Chard: Don't worry, Miss Witt. The Army doesn't like more than one disaster in a day.
Bromhead: Looks bad in the newspapers and upsets civilians at their breakfasts.
Adendorff also has his moments.
Bromhead: We've dropped at least sixty!
Adendorff: That leaves only 3,940.
Dirty Coward: Private Henry Hook is portrayed as this in a particularly offensive piece of revisionism. In real life he was a model soldier who won the VC for saving the lives of at least a dozen patients in the hospital.
The cavalrymen were essentially yelled at as cowards by the soldiers as they've fled.
The Engineer: Lt. Chard was only a Royal Engineer assigned to Rourke's Drift to build a bridge across the Buffalo River.
It's often claimed that Bromhead was at least partially deaf, but the latest authoritative study of the 1879 campaign suggests this was a misinterpretation of Bromhead suffering PTSD in the immediate aftermath of the battle.
Loveable Rogue: Private Hook. (The real Hook was a churchgoing teetotaler, and his elderly daughters were not happy at the way the film portrayed their father.)
The "Private Hook" fictional character was shown performing the actions of several of the real life historical convict soldiers. For some reason the filmmakers gave the composite character the name of a model soldier who won the Victoria Cross.
Nipple and Dimed: The first TV screenings this film cheerfully screened it in its entirety, including the mass wedding sequence near the start where several hundred Zulu warriors dance their way into wedlock with a line of several hundred very exuberantly bouncy Zulu maidens. On the elsewhere mentioned African tribeswomen principle, this protracted scene of southern African pulchritude was always left in, regardless of the time of day of screening, throughout the 1970's, 1980's, and 1990's. Yet in the early 2000's, all this abruptly changed and British TV adopted a strictly censored version with all the bouncy toplessness left out. There was no clear reason given for this change of mind on the part of the broadcasters, and it was noticeable that later graphic scenes depicting mass slaughter of Zulu warriors under concentrated British riflepower were left in.
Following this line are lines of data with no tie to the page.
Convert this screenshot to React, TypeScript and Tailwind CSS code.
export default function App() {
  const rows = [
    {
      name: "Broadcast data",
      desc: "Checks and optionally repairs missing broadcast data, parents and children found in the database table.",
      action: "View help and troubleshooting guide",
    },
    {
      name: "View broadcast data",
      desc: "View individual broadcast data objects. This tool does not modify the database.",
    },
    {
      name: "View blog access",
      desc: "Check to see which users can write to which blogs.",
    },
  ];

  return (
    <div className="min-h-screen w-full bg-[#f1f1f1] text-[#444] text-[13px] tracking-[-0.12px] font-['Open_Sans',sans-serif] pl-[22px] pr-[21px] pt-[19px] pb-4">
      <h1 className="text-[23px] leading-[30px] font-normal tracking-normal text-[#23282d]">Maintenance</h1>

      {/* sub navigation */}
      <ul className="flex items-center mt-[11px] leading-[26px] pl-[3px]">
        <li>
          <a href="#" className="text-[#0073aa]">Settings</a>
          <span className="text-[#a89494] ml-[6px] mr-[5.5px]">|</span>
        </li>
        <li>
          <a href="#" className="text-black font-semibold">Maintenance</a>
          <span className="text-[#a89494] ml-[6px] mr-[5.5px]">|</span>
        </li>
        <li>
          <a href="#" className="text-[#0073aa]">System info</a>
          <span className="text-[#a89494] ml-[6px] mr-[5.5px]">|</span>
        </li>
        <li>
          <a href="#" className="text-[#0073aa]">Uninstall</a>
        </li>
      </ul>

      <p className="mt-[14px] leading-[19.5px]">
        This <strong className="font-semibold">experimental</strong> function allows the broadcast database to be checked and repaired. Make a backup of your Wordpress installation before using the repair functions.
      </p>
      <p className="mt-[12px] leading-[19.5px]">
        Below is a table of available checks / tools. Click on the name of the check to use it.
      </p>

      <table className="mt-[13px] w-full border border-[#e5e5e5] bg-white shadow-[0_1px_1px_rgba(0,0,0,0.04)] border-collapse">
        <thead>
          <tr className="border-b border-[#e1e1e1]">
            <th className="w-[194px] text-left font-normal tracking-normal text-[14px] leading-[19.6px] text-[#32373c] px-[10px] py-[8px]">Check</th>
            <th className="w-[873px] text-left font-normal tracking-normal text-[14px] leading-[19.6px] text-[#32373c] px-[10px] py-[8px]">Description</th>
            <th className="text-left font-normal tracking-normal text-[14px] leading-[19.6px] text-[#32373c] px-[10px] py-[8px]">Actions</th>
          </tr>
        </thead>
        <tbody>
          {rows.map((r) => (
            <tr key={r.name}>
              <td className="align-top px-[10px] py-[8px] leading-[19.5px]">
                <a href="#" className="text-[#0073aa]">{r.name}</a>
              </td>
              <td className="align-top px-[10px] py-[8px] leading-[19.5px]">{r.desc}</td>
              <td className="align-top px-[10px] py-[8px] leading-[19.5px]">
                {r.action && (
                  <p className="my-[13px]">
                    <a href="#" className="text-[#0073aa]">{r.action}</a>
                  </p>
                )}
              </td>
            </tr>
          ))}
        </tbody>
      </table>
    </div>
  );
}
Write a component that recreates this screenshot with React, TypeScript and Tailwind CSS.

Worthy Opponent: The Zulus appear to be massing again to wipe out the British, but it turns out they're saluting the British for their bravery before departing for good. This is actually completely fictitious: in real life the Zulus only left because the British reinforcements arrived... and it was in no way a peaceful and dignified retreat.
Lieutenant Chard assumes command of the post, despite being an engineer rather than an infantryman, due to his three months seniority over Bromhead. In reality, he had three years seniority.
Chard is wounded and goes for treatment. He tells Bromhead that he is in command now, and adds "It's what you wanted, isn't it?"
You Are Number Six: The Privates Jones refer to each other by the serial numbers of 593 and 716. We also meet 612 Williams. In Welsh regiments where an awful lot of people might be called Williams or Owen or Jones (Wales doesn't have that many surnames), this was, and remains, standard practice. Although the Toms themselves prefer to use distinguishing nicknames where possible. Invention tends to fade after about the thirtieth Williams...
Zerg Rush: Again and again, the Zulus' chief tactic. Mainly because, in attacking a fortified post, their usual envelopment tactics can't be brought to bear.
Although, as mentioned earlier, in the real action the Zulus were much less openly suicidal about charging the post, using terrain as cover to partially negate the range of the British rifles.